Not sure if this has been discussed here or before, but
this article from the Courant earlier this year indicated that, in fact, football was not helping UConn and is not, in fact, a "revenue" sport. Or, at least, it's much more a deficit sport than a revenue sport, to the tune of an $8.7m deficit in 2018 alone. That's staggering. The second biggest loser? The other supposed "revenue" sport, men's basketball, at $5m. WBB came in third at a $3m deficit. (But at least they win championships!)
As it is, at most two of the AAC schools are in a bus-drive distance of UConn (Temple and Navy), so away games mean hauling every single athlete on an airplane, and presumably it also requires extra nights at hotels. So I wonder if assumptions about the importance of "revenue sports" are faulty, at least at UConn? My sense is that the costs associated with football are enormous for any school, given the number of players, the costs of travel, the maintenance of stadiums, and the very small number of home games (seriously, think about this: you need a very costly football stadium for 6-7 total games per year, and the best you can do with it the rest of the year is soccer,
maybe). My views on this may be idiosyncratic for a hard-core college sports fan, but I also think football is a long-term loser, given CTE and the costs associated with staffing and supporting the sport.

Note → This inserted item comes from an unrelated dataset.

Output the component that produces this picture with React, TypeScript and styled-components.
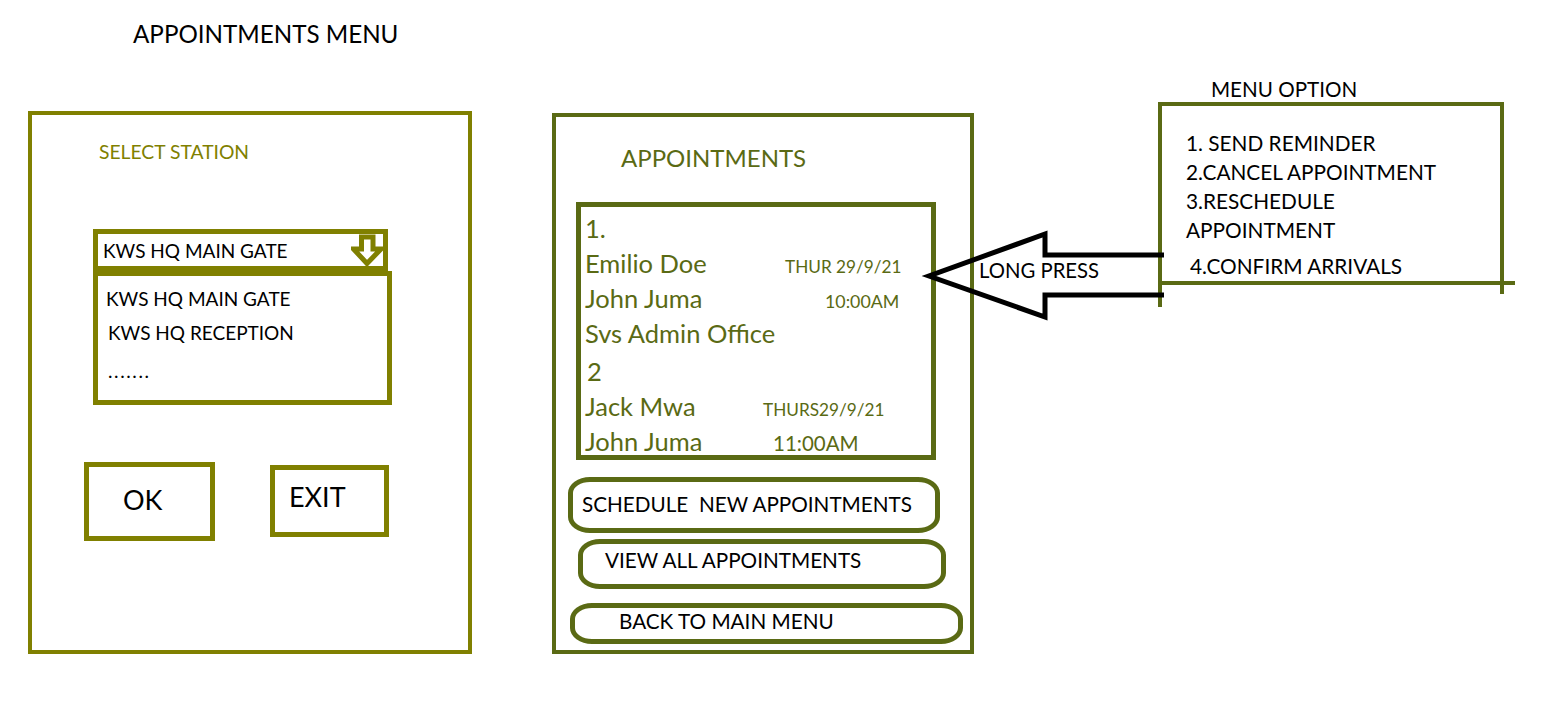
import React from 'react';
import styled, { createGlobalStyle } from 'styled-components';

const OLIVE = '#808000';
const MOSS = '#5a6a14';
const FONT = `"Lato", "Open Sans", "Liberation Sans", sans-serif`;

const Global = createGlobalStyle`
  html, body { margin: 0; padding: 0; background: #ffffff; }
  body { font-family: ${FONT}; color: #000; }
  * { box-sizing: border-box; }
`;

const Page = styled.div`
  width: 1551px;
  height: 714px;
  overflow: hidden;
  display: flex;
  align-items: flex-start;
`;

const LeftColumn = styled.div`
  display: flex;
  flex-direction: column;
  margin-left: 28px;
  padding-top: 19px;
`;

const PageTitle = styled.h1`
  margin: 0 0 0 105px;
  font-size: 24.2px;
  line-height: 30px;
  font-weight: 400;
  white-space: nowrap;
`;

const StationPanel = styled.section`
  margin-top: 62px;
  width: 444px;
  height: 543px;
  border: 4px solid ${OLIVE};
  padding-top: 25px;
  display: flex;
  flex-direction: column;
  align-items: flex-start;
`;

const Caption = styled.div`
  margin-left: 67px;
  font-size: 19.3px;
  line-height: 24px;
  color: ${OLIVE};
  white-space: nowrap;
`;

const Dropdown = styled.div`
  margin: 65px 0 0 61px;
  display: flex;
  flex-direction: column;
  align-items: flex-start;
`;

const SelectBox = styled.div`
  width: 295px;
  height: 42px;
  border: 5px solid ${OLIVE};
  padding-left: 5px;
  display: flex;
  align-items: center;
  justify-content: space-between;
  font-size: 19px;
  white-space: nowrap;
`;

const OptionList = styled.ul`
  list-style: none;
  margin: 0;
  width: 299px;
  height: 134px;
  border: 5px solid ${OLIVE};
  padding: 6px 0 0 8px;
`;

const OptionItem = styled.li<{ $shift?: number; $spread?: number }>`
  font-size: 19px;
  line-height: 34px;
  padding-left: ${(p) => p.$shift ?? 0}px;
  letter-spacing: ${(p) => p.$spread ?? 0}px;
  white-space: nowrap;
`;

const Ellipsis = styled(OptionItem)`
  margin-top: 4px;
`;

const ActionRow = styled.div`
  display: flex;
  align-items: flex-start;
  gap: 55px;
  margin: 57px 0 0 52px;
`;

const SquareButton = styled.button<{ $w: number; $h: number; $top: number; $pad: number; $lift: number }>`
  margin-top: ${(p) => p.$top}px;
  width: ${(p) => p.$w}px;
  height: ${(p) => p.$h}px;
  border: 5px solid ${OLIVE};
  background: #fff;
  padding: 0 0 ${(p) => p.$lift}px ${(p) => p.$pad}px;
  display: flex;
  align-items: center;
  font-family: ${FONT};
  font-size: 27px;
  color: #000;
  cursor: pointer;
`;

const AppointmentsPanel = styled.section`
  margin: 113px 0 0 80px;
  width: 422px;
  height: 541px;
  border: 4px solid ${MOSS};
  padding-top: 26px;
  display: flex;
  flex-direction: column;
  align-items: flex-start;
  color: ${MOSS};
`;

const PanelHeading = styled.h2`
  margin: 0 0 0 65px;
  font-size: 24px;
  line-height: 30px;
  font-weight: 400;
`;

const ListBox = styled.div`
  margin: 29px 0 0 20px;
  width: 360px;
  height: 258px;
  border: 5px solid ${MOSS};
  padding-top: 4px;
`;

const EntryRow = styled.div<{ $split?: number; $gap?: number; $indent?: number }>`
  display: grid;
  grid-template-columns: ${(p) => p.$split ?? 340}px auto;
  align-items: baseline;
  margin-top: ${(p) => p.$gap ?? 0}px;
  padding-left: ${(p) => p.$indent ?? 4}px;
  height: 35px;
  font-size: 25.5px;
  line-height: 35px;
  white-space: nowrap;
`;

const Meta = styled.span<{ $size: number }>`
  font-size: ${(p) => p.$size}px;
`;

const PillButton = styled.button<{ $w: number; $h: number; $left: number; $top: number; $pad: number; $lift: number }>`
  margin: ${(p) => p.$top}px 0 0 ${(p) => p.$left}px;
  width: ${(p) => p.$w}px;
  height: ${(p) => p.$h}px;
  border: 5px solid ${MOSS};
  border-radius: 22px / 16px;
  background: #fff;
  padding: 0 0 ${(p) => p.$lift}px ${(p) => p.$pad}px;
  display: flex;
  align-items: center;
  font-family: ${FONT};
  font-size: 20.7px;
  color: #000;
  white-space: pre;
  cursor: pointer;
`;

const MenuArea = styled.div`
  margin-left: 184px;
  padding-top: 77px;
  display: flex;
  flex-direction: column;
  align-items: flex-start;
`;

const MenuLabel = styled.div`
  margin-left: 53px;
  font-size: 20.6px;
  line-height: 24px;
  white-space: nowrap;
`;

const MenuBox = styled.div`
  position: relative;
  margin-top: 1px;
  width: 346px;
  height: 183px;
  border: 4px solid ${MOSS};
  padding: 22px 0 0 24px;

  &::before {
    content: '';
    position: absolute;
    left: -4px;
    top: 100%;
    width: 4px;
    height: 26px;
    background: ${MOSS};
  }

  &::after {
    content: '';
    position: absolute;
    right: -15px;
    bottom: -4px;
    width: 15px;
    height: 4px;
    background: ${MOSS};
  }
`;

const RightTail = styled.span`
  position: absolute;
  right: -4px;
  top: 100%;
  width: 4px;
  height: 13px;
  background: ${MOSS};
`;

const MenuItem = styled.div<{ $gap?: number; $shift?: number }>`
  margin: ${(p) => p.$gap ?? 0}px 0 0 ${(p) => p.$shift ?? 0}px;
  font-size: 20.8px;
  line-height: 29px;
  white-space: nowrap;
`;

const PressCallout = styled.div`
  position: absolute;
  left: -238px;
  top: 120px;
  width: 245px;
  height: 92px;
  padding: 32px 0 0 55px;
  pointer-events: none;
`;

const CalloutShape = styled.svg`
  position: absolute;
  inset: 0;
  overflow: visible;
`;

const CalloutText = styled.span`
  position: relative;
  display: block;
  font-size: 20.3px;
  line-height: 24px;
  white-space: nowrap;
`;

const DownArrow = () => (
  <svg width="33" height="33" viewBox="0 0 33 33" aria-hidden="true" style={{ marginTop: 1, marginRight: -1 }}>
    <path
      d="M10.5 3 H22 V15 H30 L16 29.5 L2.5 15 H10.5 Z"
      fill="#fff"
      stroke={OLIVE}
      strokeWidth="5"
      strokeLinejoin="miter"
    />
  </svg>
);

export default function App() {
  return (
    <>
      <Global />
      <Page>
        <LeftColumn>
          <PageTitle>APPOINTMENTS MENU</PageTitle>
          <StationPanel>
            <Caption>SELECT STATION</Caption>
            <Dropdown>
              <SelectBox>
                <span>KWS HQ MAIN GATE</span>
                <DownArrow />
              </SelectBox>
              <OptionList>
                <OptionItem>KWS HQ MAIN GATE</OptionItem>
                <OptionItem $shift={2}>KWS HQ RECEPTION</OptionItem>
                <Ellipsis $shift={2} $spread={1.6}>.......</Ellipsis>
              </OptionList>
            </Dropdown>
            <ActionRow>
              <SquareButton $w={131} $h={79} $top={0} $pad={34} $lift={4}>OK</SquareButton>
              <SquareButton $w={119} $h={72} $top={3} $pad={14} $lift={10}>EXIT</SquareButton>
            </ActionRow>
          </StationPanel>
        </LeftColumn>

        <AppointmentsPanel>
          <PanelHeading>APPOINTMENTS</PanelHeading>
          <ListBox>
            <EntryRow>1.</EntryRow>
            <EntryRow $split={200}>
              <span>Emilio Doe</span>
              <Meta $size={17.2}>THUR 29/9/21</Meta>
            </EntryRow>
            <EntryRow $split={240}>
              <span>John Juma</span>
              <Meta $size={17.8}>10:00AM</Meta>
            </EntryRow>
            <EntryRow>Svs Admin Office</EntryRow>
            <EntryRow $gap={3} $indent={6}>2</EntryRow>
            <EntryRow $split={178}>
              <span>Jack Mwa</span>
              <Meta $size={17.2}>THURS29/9/21</Meta>
            </EntryRow>
            <EntryRow $split={188}>
              <span>John Juma</span>
              <Meta $size={20.5}>11:00AM</Meta>
            </EntryRow>
          </ListBox>
          <PillButton $w={372} $h={56} $left={12} $top={17} $pad={9} $lift={2}>SCHEDULE  NEW APPOINTMENTS</PillButton>
          <PillButton $w={368} $h={50} $left={22} $top={6} $pad={22} $lift={8}>VIEW ALL APPOINTMENTS</PillButton>
          <PillButton $w={393} $h={41} $left={14} $top={14} $pad={44} $lift={5}>BACK TO MAIN MENU</PillButton>
        </AppointmentsPanel>

        <MenuArea>
          <MenuLabel>MENU OPTION</MenuLabel>
          <MenuBox>
            <RightTail />
            <MenuItem>1. SEND REMINDER</MenuItem>
            <MenuItem>2.CANCEL APPOINTMENT</MenuItem>
            <MenuItem>3.RESCHEDULE</MenuItem>
            <MenuItem>APPOINTMENT</MenuItem>
            <MenuItem $gap={7} $shift={4}>4.CONFIRM ARRIVALS</MenuItem>
            <PressCallout>
              <CalloutShape width="245" height="92" viewBox="0 0 245 92" aria-hidden="true">
                <polyline
                  points="240,29 121,29 121,8 5,50 121,91 121,69 240,69"
                  fill="none"
                  stroke="#000"
                  strokeWidth="5"
                  strokeLinejoin="miter"
                />
              </CalloutShape>
              <CalloutText>LONG PRESS</CalloutText>
            </PressCallout>
          </MenuBox>
        </MenuArea>
      </Page>
    </>
  );
}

This may hurt UConn in the short term, but I do think it's the long-term road to sustainability, because college athletics across the board are not sustainable as presently configured. Right now most of college sports are supported by a combination of huge university subsidies and bloated media rights package, neither of which will last for much longer. University subsidies will not be sustainable as costs in higher ed continue to rise and the appetite for $70k costs of attendance continues to wane and universities realize they need to do serious belt-tightening across the board. And media revenue is built on a decaying foundation of pre-cord-cutting bloated $100+ per month cable packages that generated insane revenues for ESPN and the other sports networks and that, in turn, led to huge media rights packages. Folks are cutting cords right and left, and millennials are not going to pay $100 per month just to stream sports. Trust me, I am one, and Sling at $30 per month is more than enough for me, thankyouverymuch. I am almost certain the next round of media deals will be smaller than the current ones, because they're just not sustainable.